Mono & Your Nervous System

Most of the time, when people have mono, they don't experience extreme complications. Sometimes, they may not even know that they have the virus. If they do experience symptoms, and they are diagnosed with mono, they will need a few weeks of rest to recover from the virus.

Complications with the Nervous System

Other times, however, mono can lead to possible complications within the nervous system. The most common complications within the nervous system involve cranial nerve palsies, which includes Bell's Palsy, and encephalitis, which is a swelling of the brain.

It is also possible to experience other nervous system problems, which might include Guillain-Barre syndrome, meningitis and even seizures.

More on Seizures

Seizures occur when there is a sudden change in the electrical activity in the brain. Most of the time, when people have seizures, they may have alterations in their consciousness, in their movement, and in their actions for a brief amount of time.

Seizures can affect anyone - of any color, age or race. While they are not a common result of mono, it is possible that they can be triggered due to the mono virus.

Many Causes of Seizures

Seizures may be due to a severe fever or they may be caused by an imbalance of body fluids or chemicals. For people with diabetes, a low sugar level might bring on a seizure, while for a drug addict, a drug withdrawal could cause this state.

For those with mono, the seizure might be the result of an infection in the brain or an imbalance of body fluids.

When To Get Help

If you experience any symptoms that indicate that you've had a seizure, you should certainly see a doctor. Such symptoms would include blackouts or periods of confused memory.

You might have periods when people tell you that you are unresponsive or staring into space.

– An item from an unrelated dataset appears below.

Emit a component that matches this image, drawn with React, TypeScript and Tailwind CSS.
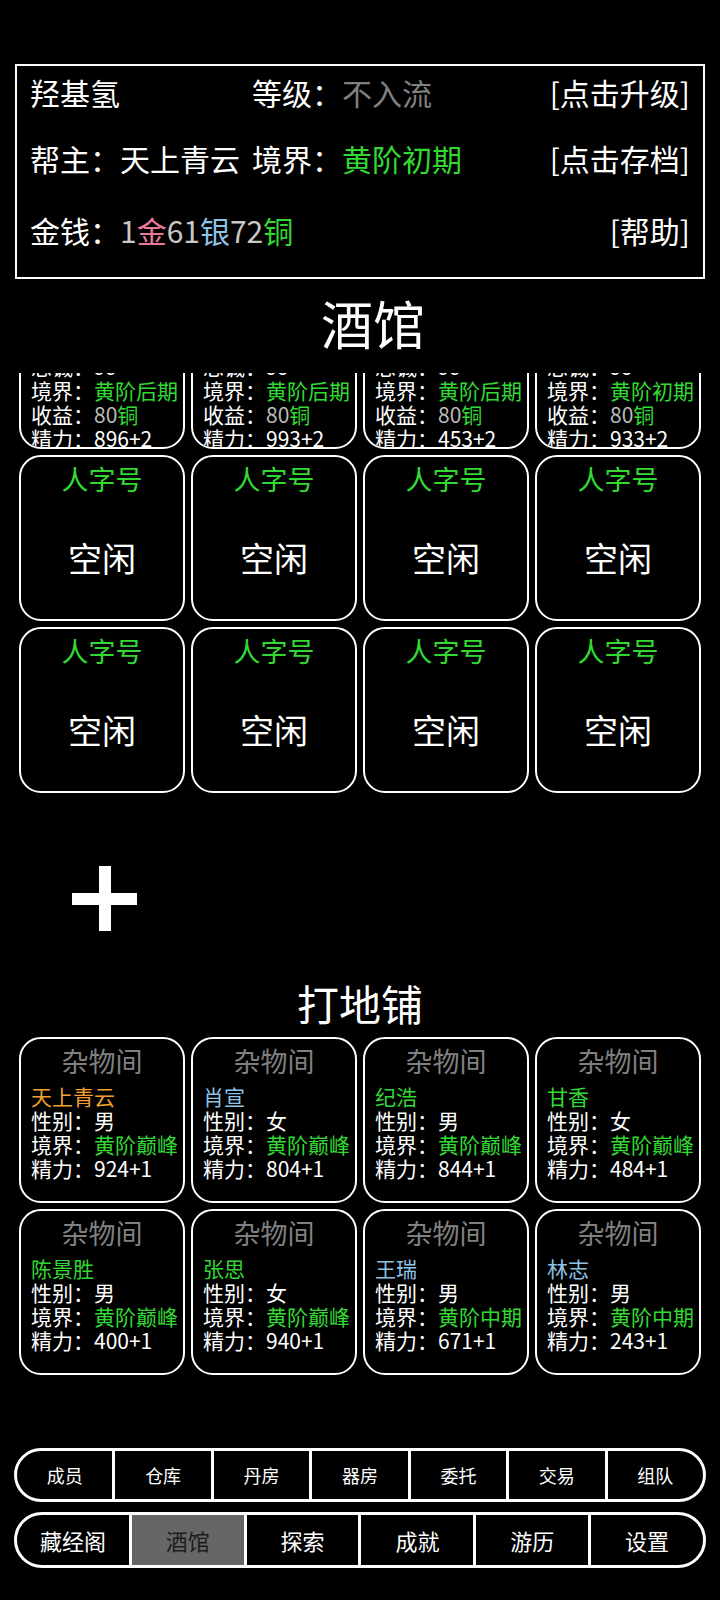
import type { ReactNode } from 'react'

const GREEN = 'text-[#33d933]'

type Member = {
  name: string
  nameColor: string
  gender: string
  realm: string
  energy: string
}

// 打地铺 occupants
const sleepers: Member[] = [
  { name: '天上青云', nameColor: 'text-[#f0a030]', gender: '男', realm: '黄阶巅峰', energy: '924+1' },
  { name: '肖宣', nameColor: 'text-[#8ec3e6]', gender: '女', realm: '黄阶巅峰', energy: '804+1' },
  { name: '纪浩', nameColor: GREEN, gender: '男', realm: '黄阶巅峰', energy: '844+1' },
  { name: '甘香', nameColor: GREEN, gender: '女', realm: '黄阶巅峰', energy: '484+1' },
  { name: '陈景胜', nameColor: GREEN, gender: '男', realm: '黄阶巅峰', energy: '400+1' },
  { name: '张思', nameColor: GREEN, gender: '女', realm: '黄阶巅峰', energy: '940+1' },
  { name: '王瑞', nameColor: 'text-[#8ec3e6]', gender: '男', realm: '黄阶中期', energy: '671+1' },
  { name: '林志', nameColor: 'text-[#8ec3e6]', gender: '男', realm: '黄阶中期', energy: '243+1' },
]

// tavern rooms that are taken (top row, scrolled partly out of view)
const guests = [
  { name: '赵青', realm: '黄阶后期', energy: '896+2' },
  { name: '孙乐', realm: '黄阶后期', energy: '993+2' },
  { name: '周文', realm: '黄阶后期', energy: '453+2' },
  { name: '吴山', realm: '黄阶初期', energy: '933+2' },
]

function Card({ title, titleClass, children }: { title: string; titleClass: string; children: ReactNode }) {
  return (
    <div className="h-[166px] rounded-[22px] border-[2.5px] border-white pt-[5px] px-[10px] overflow-hidden">
      <div className={`text-center text-[27px] leading-[34px] ${titleClass}`}>{title}</div>
      <div className="mt-[6px]">{children}</div>
    </div>
  )
}

function Line({ label, children }: { label: string; children: ReactNode }) {
  return (
    <div className="text-[21px] leading-[24px] text-white whitespace-nowrap">
      {label}：{children}
    </div>
  )
}

function EmptyRoom() {
  return (
    <div className="h-[166px] rounded-[22px] border-[2.5px] border-white pt-[5px] flex flex-col items-center">
      <div className={`text-[27px] leading-[34px] ${GREEN}`}>人字号</div>
      <div className="mt-[42px] text-[34px] leading-[40px] text-white">空闲</div>
    </div>
  )
}

function NavBar({ items, active, className }: { items: string[]; active?: string; className: string }) {
  return (
    <div className={`flex mx-[14px] rounded-full border-[3px] border-white overflow-hidden divide-x-[3px] divide-white ${className}`}>
      {items.map((item) => (
        <div
          key={item}
          className={`flex-1 flex items-center justify-center ${
            item === active ? 'bg-[#666666] text-[#1c1c1c]' : 'text-white'
          }`}
        >
          {item}
        </div>
      ))}
    </div>
  )
}

export default function App() {
  return (
    <div
      className="min-h-[1600px] w-[720px] bg-black text-white pt-[64px] pb-[32px]"
      style={{ fontFamily: '"Noto Sans CJK SC", "Noto Sans", sans-serif' }}
    >
      {/* Gang info */}
      <div className="mx-[15px] h-[215px] border-2 border-white px-[13px] text-[30px]">
        <div className="mt-[4px] h-[44px] flex items-center">
          <span className="w-[222px]">羟基氢</span>
          <span>等级：</span>
          <span className="text-[#808080]">不入流</span>
          <span className="ml-auto">[点击升级]</span>
        </div>
        <div className="mt-[22px] h-[44px] flex items-center">
          <span>帮主：天上青云</span>
          <span className="ml-[12px]">境界：</span>
          <span className={GREEN}>黄阶初期</span>
          <span className="ml-auto">[点击存档]</span>
        </div>
        <div className="mt-[28px] h-[44px] flex items-center">
          <span>金钱：</span>
          <span className="text-[#c8c8c8]">1</span>
          <span className="text-[#e8799a]">金</span>
          <span className="text-[#c8c8c8]">61</span>
          <span className="text-[#8ec3e6]">银</span>
          <span className="text-[#c8c8c8]">72</span>
          <span className={GREEN}>铜</span>
          <span className="ml-auto">[帮助]</span>
        </div>
      </div>

      {/* 酒馆 */}
      <div className="h-[94px] flex items-center justify-center pl-[26px] pb-[6px]">
        <span className="text-[52px] leading-[60px]">酒馆</span>
      </div>

      <div className="h-[430px] overflow-hidden">
        <div className="-mt-[90px] grid grid-cols-4 gap-[6px] pl-[19px] pr-[19px]">
          {guests.map((g) => (
            <Card key={g.name} title="人字号" titleClass={GREEN}>
              <div className="text-[21px] leading-[24px] text-[#8ec3e6]">{g.name}</div>
              <Line label="忠诚">99</Line>
              <Line label="境界">
                <span className={GREEN}>{g.realm}</span>
              </Line>
              <Line label="收益">
                <span className="text-[#bbbbbb]">80</span>
                <span className={GREEN}>铜</span>
              </Line>
              <Line label="精力">{g.energy}</Line>
            </Card>
          ))}
          {Array.from({ length: 8 }).map((_, i) => (
            <EmptyRoom key={i} />
          ))}
        </div>
      </div>

      {/* add room */}
      <div className="mt-[63px] ml-[72px] w-[65px] h-[65px] flex items-center justify-center relative">
        <div className="w-[65px] h-[12px] bg-white" />
        <div className="absolute w-[12px] h-[65px] bg-white" />
      </div>

      {/* 打地铺 */}
      <div className="mt-[47px] h-[50px] flex items-center justify-center">
        <span className="text-[42px] leading-[50px]">打地铺</span>
      </div>

      <div className="mt-[9px] grid grid-cols-4 gap-[6px] pl-[19px] pr-[19px]">
        {sleepers.map((m) => (
          <Card key={m.name} title="杂物间" titleClass="text-[#808080]">
            <div className={`text-[21px] leading-[24px] ${m.nameColor}`}>{m.name}</div>
            <Line label="性别">{m.gender}</Line>
            <Line label="境界">
              <span className={GREEN}>{m.realm}</span>
            </Line>
            <Line label="精力">{m.energy}</Line>
          </Card>
        ))}
      </div>

      {/* bottom navigation */}
      <NavBar
        className="mt-[73px] h-[54px] text-[18px]"
        items={['成员', '仓库', '丹房', '器房', '委托', '交易', '组队']}
      />
      <NavBar
        className="mt-[10px] h-[56px] text-[22px]"
        active="酒馆"
        items={['藏经阁', '酒馆', '探索', '成就', '游历', '设置']}
      />
    </div>
  )
}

You could have fast, involuntary movements of your arms or legs.

You may experience what you think is a fainting spell, but have incontinence or extreme fatigue afterwards. Finally, you may experience odd sounds, sudden feelings of fear, or strange perception.

Seizures with Mono

Many of these symptoms might be explained away due to the mono. Since you are already fatigued, you may not notice that you are more fatigued after a fainting episode.

You may find yourself spacing out or seeming unresponsive anyway. It is important to try to identify if you are feeling more strange than you did the day before, and to seek help if you think you may have had a seizure.

Most doctors will say that the seizures will pass as the mono passes - but it's certainly important to get a check up and to consult with a medical professional.

At The Doctor's Office

If you go to your doctor and explain that you think you've had a seizure, they will usually order an electroencephalogram, or EEG. This will help to show if you did, indeed, have a seizure, and what type of seizure you may have had.

It will look for detectable abnormalities in your brain waves. The doctor may also have you go through a brain scan to look for abnormalities in the brain.

Other Nervous System Complications

There are other possible nervous system complications as well, which can include Guillain-Barre syndrome, seizures, meningitis, and transverse myelitis.

Guillain-Barre syndrome is when there is an inflammation of certain nerves that cause muscles to be weak, and sometimes even paralyzed.

Transverse myelitis is an inflammation that can occur either in the spinal cord, or in the bone marrow. The good news is that 85% of the time, these complications improve on their own without any treatment whatsoever.

What To Do?

Certainly, if you've been diagnosed with mono and you start to exhibit any of these nervous system issues, you should consult a doctor immediately.

While most of these situations do get better on their own, this doesn't mean that you shouldn't seek medical attention. It is possible for a nervous system issue to be the result of the mono virus, but it may also be the result of some other issue within your body.

Your doctor will be able to identify the nervous system problem and to give you advice about whether your not you require treatment. At other times, you won't have any mono symptoms, but you will exhibit nervous system issues.